Though let's give Apocryph its due first. Its full title features the suffix "an old-school shooter" and it's for the most part delivered. The gameplay is fairly intense and has many times thrown me back to the loading screen even on the second lowest difficulty level. The weapon selection is quite exotic for a first person shooter since your ammo is mana in three different colors, which you can use to power magical gear including staffs, gauntlets, daggers and swords and while you'd expect most of these weapons to enable some sort of melee combat, in fact only the sword actually does. Despite a minor confusion in the first run, I had my fun shooting up hordes of undead creatures with magic pulses coming from my character's outstretched fists, however, if you have a more orthodox approach than I do, you might be disappointed that you can't stuff these monsters with good, old-fashioned bullets. I mentioned earlier that the game's visuals are all in low resolution, however that's only partially true. By default, Apocryph serves us standard, modern, albeit completely unimpressing 3D graphics you can find in most games these days. Although, if you take your time to tinker with the options, you'll discover a graphical effect called "pixelize" (sic!) which does exactly what its name says - distorts the image by decreasing the number and increasing the size of pixels. I've had this option switched on for almost entire playtime since nostalgia hit me mercilessly bringing back to my memory games like Diablo and Postal (and yes, I know these weren't first person shooters). On the other hand, you can crank all the graphical processing power you can from your PC and play on the max detail settings, with max range of view and motion blur, which I want to believe isn't just a cheap trick to mask the unremarkable quality of hostile creatures' models. Finally, you can end up swinging somwhere in between, having all options on and squeezing a whole another original ambience out of Apocryph. That would be actually an astonishingly fun addition to have in the game if it could on its own duly satisfy the expectations of a modern age player. Sadly, that's not the case.

The fact that such high-pitched voices come out of such corpulent bodies is in a way both hilarious and bloodcurdling.
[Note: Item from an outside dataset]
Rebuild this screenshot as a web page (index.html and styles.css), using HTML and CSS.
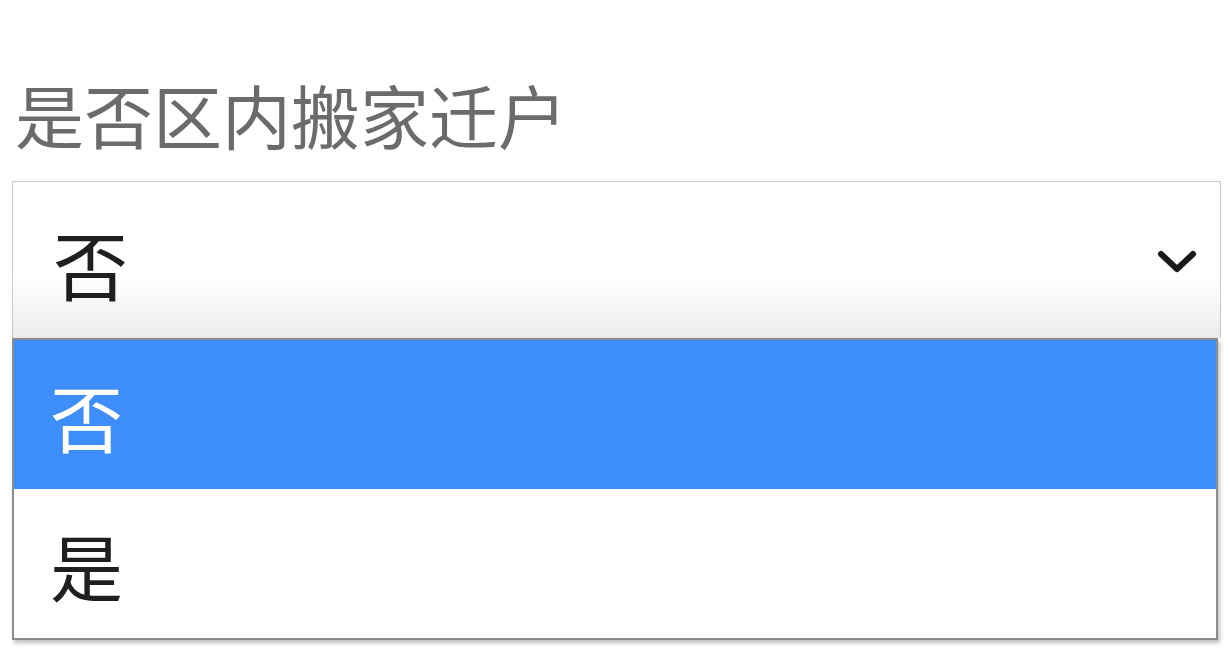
FILE: index.html
```html
<!DOCTYPE html>
<html lang="zh-CN">
<head>
<meta charset="utf-8">
<title>是否区内搬家迁户</title>
<link rel="stylesheet" href="styles.css">
</head>
<body>
<div class="field">
  <div class="label">是否区内搬家迁户</div>
  <div class="select-wrap">
    <div class="select">
      <span class="value">否</span>
      <svg class="chevron" viewBox="0 0 40 26" width="40" height="26" aria-hidden="true">
        <path d="M4 5 L20 20 L36 5" fill="none" stroke="#1a1a1a" stroke-width="6" stroke-linecap="round" stroke-linejoin="round"/>
      </svg>
    </div>
    <ul class="options">
      <li class="option selected">否</li>
      <li class="option">是</li>
    </ul>
  </div>
</div>
</body>
</html>
```
FILE: styles.css
```css
html, body {
  margin: 0;
  padding: 0;
  background: #ffffff;
}
body {
  font-family: "Noto Sans CJK SC", "Noto Sans", sans-serif;
  width: 1229px;
  height: 650px;
  overflow: hidden;
}
.field {
  padding: 68px 8px 0 12px;
}
.label {
  font-size: 69px;
  line-height: 92px;
  color: #6b6b6b;
  padding-left: 3px;
  height: 100px;
  margin-bottom: 13px;
}
.select-wrap {
  position: relative;
}
.select {
  box-sizing: border-box;
  height: 157px;
  border: 1px solid #c8c8c8;
  border-bottom: none;
  background: linear-gradient(to bottom, #ffffff 0%, #ffffff 60%, #ebebeb 100%);
  display: flex;
  align-items: center;
  justify-content: space-between;
  padding: 0 23px 0 40px;
}
.value {
  font-size: 75px;
  line-height: 1;
  color: #1f1f1f;
  margin-top: 4px;
}
.chevron {
  display: block;
  margin-top: 4px;
}
.options {
  position: absolute;
  left: 0;
  top: 157px;
  width: 1206px;
  margin: 0;
  padding: 0;
  list-style: none;
  box-sizing: border-box;
  border: 2px solid #8c8c8c;
  background: #ffffff;
  box-shadow: 2px 3px 4px rgba(0,0,0,0.25);
}
.option {
  height: 149px;
  display: flex;
  align-items: center;
  padding-left: 36px;
  font-size: 73px;
  color: #1f1f1f;
}
.option.selected {
  background: #3d8ef8;
  color: #ffffff;
}
```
Take away both pixelize and motion blur and the game not only doesn't increase in performance, but also reveals how laughable looking the enemies are. The font selection for most of the text has prioritized fanciness over readability. Destructible crates lay there blended with the environment until you discover one of them by accident. Some collectibles are just points of faint light which take a huntsman's vision to spot in the background full of spooky decorations. All this doesn't yet ultimately spoil the game's overall playability though - its audio does. The in-game music has no consistency whatsoever between each and every track. All they have in common is that they all give headache - the record holder is the main menu theme which manages to do that in first two notes, making you want to click Exit and never play this game again. Getting attacked by a swarm of giant ghouls comes with a switch to a brutal metal or metal-dubstep combination kind of music, which you can disable in options and you'll most likely do it immediately on the first level and that's only provided that you haven't already zeroed down the music volume to just play your personal playlist instead. Good thing the devs have even made this possible - almost like they knew their soundtrack is only good to be muted. I was positively suprised with the fact that the guys from Bigzur Games don't treat a player like an idiot at least in this matter and provide us with a range of options appropriate for a game that claims to be "old-school". Shockingly, you can even change the controls - Monster Couch, watch and take notes. Too bad that for one thing done by the book, Apocryph has everything else monumentally messed up.

Congratulations, you have beaten the level! Was that a perfect run? Who cares?

The hostile creatures are certainly powerful, but they're by no means smart. Anything you'll encounter in the world of Apocryph, maybe except the bosses, can be tricked into getting stuck walking against an obstacle. Because of this, the gameplay is only as challenging as I said two paragraphs earlier, if you don't deliberately exploit this glitch. Some graphical settings combined together can render the game basically unplayable by blending all objects into a black emptiness. Stats shown after beating every level usually say that I've slain "74/72" monsters or similar and by that completely defeat the purpose of the right-hand number. It would be nice to have a tutorial or at least some sort of quick reference which would for instance explain what the mysterious "blood mode" is for. Finally, the story feels like it starts somewhere in the middle and ends before the actual ending. After beating the supposedly last level, I was served with a text board suggesting that there's still evil to eradicate out there, but no continue button available to click, which led me to a conclusion that the game is straight up unfinished. Put that together with the ubiquitous mediocrity and unoriginality and you'll come to a realization that the first impression of nostalgia you might have had after clicking New Game is no more there, having been replaced by the suspicion that "paying respect to all old school shooters" actually means "piggybacking on their success", finally leaving you wondering if that 13 hours of nothing special mass murder of the undead is really all that your money could get you, which was for the record, cause there couldn't be a Yat's review without mentioning it, exactly 14.99 American dollars. If any DLCs are ever released for this game, I won't be suprised and even though I was lucky to be given a reviewer's copy of Apocryph without paying for it, my budget of trust in Bigzur's good intentions is already cut short.

Pros:
+ Absorbing, fast-paced combat.
+ Wide, by today's standards, range of options to modify.

Cons:
- High system requirements for what is ineptly hidden under blurring effects.
- A couple of little shortcomings which could be easily fixed given enough attention.
- All in all the game's content is basically a demo released at a full price.

Graphics: 7/10
Sound: 4/10
Story: 0/10
Playability: 9/10
Overall: 5/10

Bigzur Games' management seems to forget that they're not EA - there's no way they can get away with cutting content by three quarters and still charging a full price for it. Though if they ever decide to finish Apocryph and not charge extra for that, go ahead and buy it. If.